The following day was a different story altogether. Pakistan had two definite kills. One Mig 21 Bison had been downed and its pilot captured. Another Sukhoi Su-30MKI went down behind the enemy lines and its pilots not as lucky as Wing Commander Abhinandan. As if it was not enough, a hysterical Indian side had shot down its own Mi 17 helicopter in an incident of friendly fire, a typical proof of shock and surprise. Interestingly, Pakistan seems to have recorded its air response to India and might release the footage whenever it feels a need to bring down India’s house of lies. The Indian claim of F-16s being used in retaliation, its captured wing commander’s hot pursuit and destruction of an F-16 all figments of its painfully overactive imagination. Only JF-17 thunder planes were used in retaliation, we were to learn.
“I’m always ready for a war again/ Go down that road again / It’s all the same /I’m always ready to take a life again / You know I’ll ride again / It’s all the same (ooh, ooh, ooh)”. These lines from The Weekend’s beautiful song Pray for Me were playing in my mind as I heard the news. But that wasn’t like me. I am not a warmonger. So why think about a war song now? Then it hit me. Through this OST my mind was reminding me of Black Panther movie. It is the story of an African country which to the outside world appears as badly broken but in fact is a hidden superpower endowed with vast deposits of vibranium, a fictional if highly sought-after mineral. Pakistan’s Wakanda moment had arrived.
I know it is merely a stretch of the imagination. Pakistan is neither a hidden superpower nor does it have any secret deposits of exotic metal. But the dramatic effect produced by the Indian inability to surprise Pakistan and the surprising retaliation in return is all the same. And it was not merely the military response that outclassed India. Pakistani premier’s announcement that the captured pilot would be returned immediately made us all proud. Likewise, an overwhelming majority of Pakistani media outlets preferred to deal strictly in facts exhibiting to the world how they had come of age. I have always believed that the only strategic depth Pakistan needs to explore is the hidden depths of its citizens.
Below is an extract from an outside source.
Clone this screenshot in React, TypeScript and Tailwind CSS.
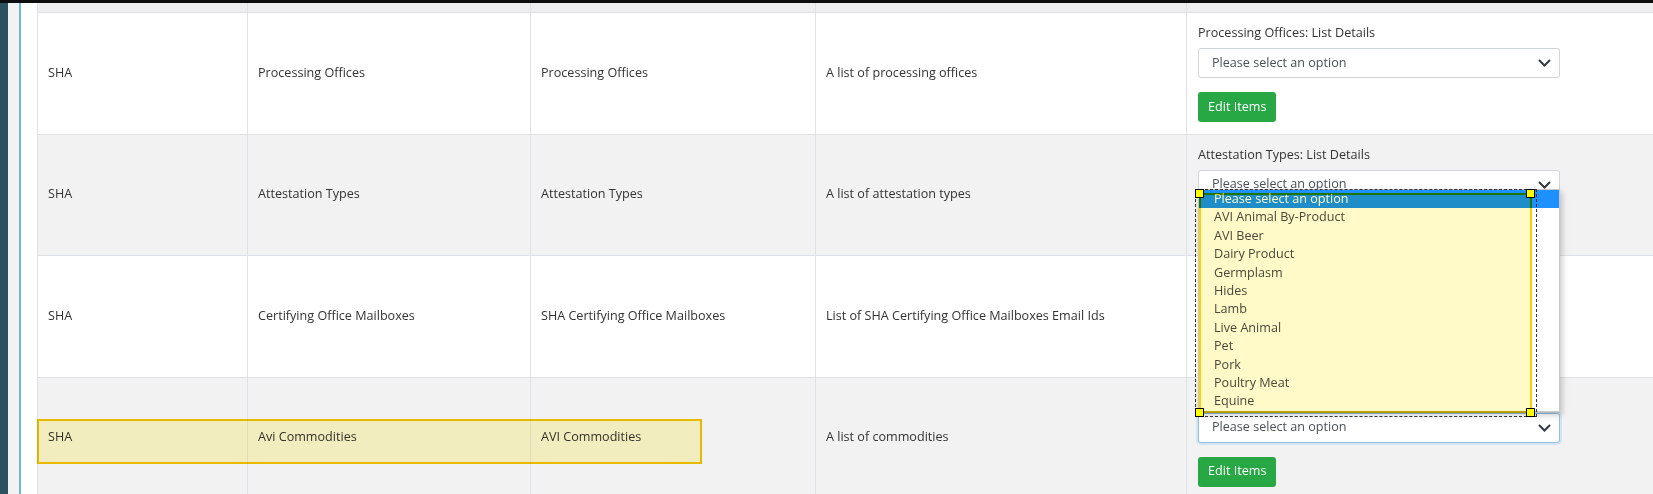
import clsx from "clsx";

type Row = {
  group: string;
  name: string;
  title: string;
  description: string;
  label: string;
  focused?: boolean;
};

const rows: Row[] = [
  {
    group: "SHA",
    name: "Processing Offices",
    title: "Processing Offices",
    description: "A list of processing offices",
    label: "Processing Offices: List Details",
  },
  {
    group: "SHA",
    name: "Attestation Types",
    title: "Attestation Types",
    description: "A list of attestation types",
    label: "Attestation Types: List Details",
  },
  {
    group: "SHA",
    name: "Certifying Office Mailboxes",
    title: "SHA Certifying Office Mailboxes",
    description: "List of SHA Certifying Office Mailboxes Email Ids",
    label: "Certifying Office Mailboxes: List Details",
  },
  {
    group: "SHA",
    name: "Avi Commodities",
    title: "AVI Commodities",
    description: "A list of commodities",
    label: "Avi Commodities: List Details",
    focused: true,
  },
];

const options = [
  "Please select an option",
  "AVI Animal By-Product",
  "AVI Beer",
  "Dairy Product",
  "Germplasm",
  "Hides",
  "Lamb",
  "Live Animal",
  "Pet",
  "Pork",
  "Poultry Meat",
  "Equine",
];

const cols = "grid grid-cols-[210px_283px_285px_371px_1fr]";

function Chevron() {
  return (
    <svg width="13" height="8" viewBox="0 0 13 8" fill="none">
      <path d="M1 1l5.5 5.5L12 1" stroke="#343a40" strokeWidth="2" />
    </svg>
  );
}

function SelectBox({ focused }: { focused?: boolean }) {
  return (
    <div
      className={clsx(
        "flex h-[30px] w-[362px] items-center justify-between rounded-[3px] border bg-white pl-[13px] pr-[8px] text-[#495057]",
        focused
          ? "border-[#8ec0e4] shadow-[0_0_0_2px_rgba(128,189,255,0.25)]"
          : "border-[#ced4da]"
      )}
    >
      <span>Please select an option</span>
      <Chevron />
    </div>
  );
}

function TableRow({ row, striped }: { row: Row; striped: boolean }) {
  const cell = "flex items-center border-r border-[#dee2e6] px-[10px]";
  return (
    <div
      className={clsx(
        cols,
        "h-[121.5px] border-b border-[#dee2e6]",
        striped ? "bg-[#f2f2f2]" : "bg-white"
      )}
    >
      <div className={cell}>{row.group}</div>
      <div className={cell}>{row.name}</div>
      <div className={cell}>{row.title}</div>
      <div className={cell}>{row.description}</div>
      <div className="flex flex-col items-start justify-center px-[11px]">
        <div className="mb-[6px] leading-[18px]">{row.label}</div>
        <SelectBox focused={row.focused} />
        <button className="mt-[14px] h-[30px] rounded-[3px] bg-[#28a745] px-[10px] text-white">
          Edit Items
        </button>
      </div>
    </div>
  );
}

export default function App() {
  return (
    <div className="relative h-[494px] w-[1653px] overflow-hidden bg-white font-['Open_Sans',sans-serif] text-[12.6px] text-[#333]">
      <div className="h-[3px] bg-[#0d0d0d]" />
      <div className="flex h-[491px]">
        <div className="w-[8px] bg-[#2d525f]" />
        <div className="w-[11px] bg-[#f2f2f2]" />
        <div className="w-[2px] bg-[#74b6da]" />
        <div className="w-[16px] bg-white" />
        <div className="flex-1 border-l border-[#dee2e6]">
          <div className={clsx(cols, "h-[10px] border-b border-[#dee2e6] bg-[#efefef]")}>
            <div className="border-r border-[#dee2e6]" />
            <div className="border-r border-[#dee2e6]" />
            <div className="border-r border-[#dee2e6]" />
            <div className="border-r border-[#dee2e6]" />
            <div />
          </div>
          {rows.map((row, i) => (
            <TableRow key={row.name} row={row} striped={i % 2 === 1} />
          ))}
        </div>
      </div>

      {/* open native dropdown of the last select */}
      <ul className="absolute left-[1198px] top-[189px] w-[362px] border border-[#c8c8c8] bg-white shadow-[2px_3px_6px_rgba(0,0,0,0.22)]">
        {options.map((opt, i) => (
          <li
            key={opt}
            className={clsx(
              "h-[18.4px] pl-[15px] leading-[18.4px]",
              i === 0 ? "bg-[#1e90ff] text-white" : "text-[#4a4a4a]"
            )}
          >
            {opt}
          </li>
        ))}
      </ul>

      {/* inspector highlights */}
      <div className="absolute left-[1199px] top-[193px] h-[220px] w-[333px] border-2 border-[#ffd000] bg-[#fffac8] mix-blend-multiply" />
      <div className="absolute left-[1195px] top-[189px] h-[228px] w-[342px] border border-dashed border-[#333]" />
      <div className="absolute left-[1195px] top-[189px] size-[9px] border border-black bg-[#ffff00]" />
      <div className="absolute left-[1526px] top-[189px] size-[9px] border border-black bg-[#ffff00]" />
      <div className="absolute left-[1195px] top-[408px] size-[9px] border border-black bg-[#ffff00]" />
      <div className="absolute left-[1526px] top-[408px] size-[9px] border border-black bg-[#ffff00]" />
      <div className="absolute left-[37px] top-[419px] h-[45px] w-[665px] border-2 border-[#f4c400] bg-[#fffac8] mix-blend-multiply" />
    </div>
  );
}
They are its vibranium.
We know that the confrontation is far from over, but here is what Pakistan has already gained. International image and self-image. An international image of a pacifist but a battle-hardened nation with great endurance, resourcefulness and ability. And a self-image which is basically a vindication of all past missed opportunities. Hey, we could have done it if we wanted to. After the demoralising effects of two decades following the Kargil debacle, the pain and suffering of fighting a long war against terrorism on our own soil, this self-image is just the right sort of pick-me-up that the doctor ordered and may keep us going for a decade or two. Meanwhile, the meanness of spirit in Modi’s India stand exposed. If this is what the bullies next door wanted to achieve, all Pakistanis need to thank them. If not, it would explain why fanatics might win battles from time to time but invariably lose the war. Imagination and fanaticism do not work in tandem. Wakanda forever then. Or better still: Pakistan forever!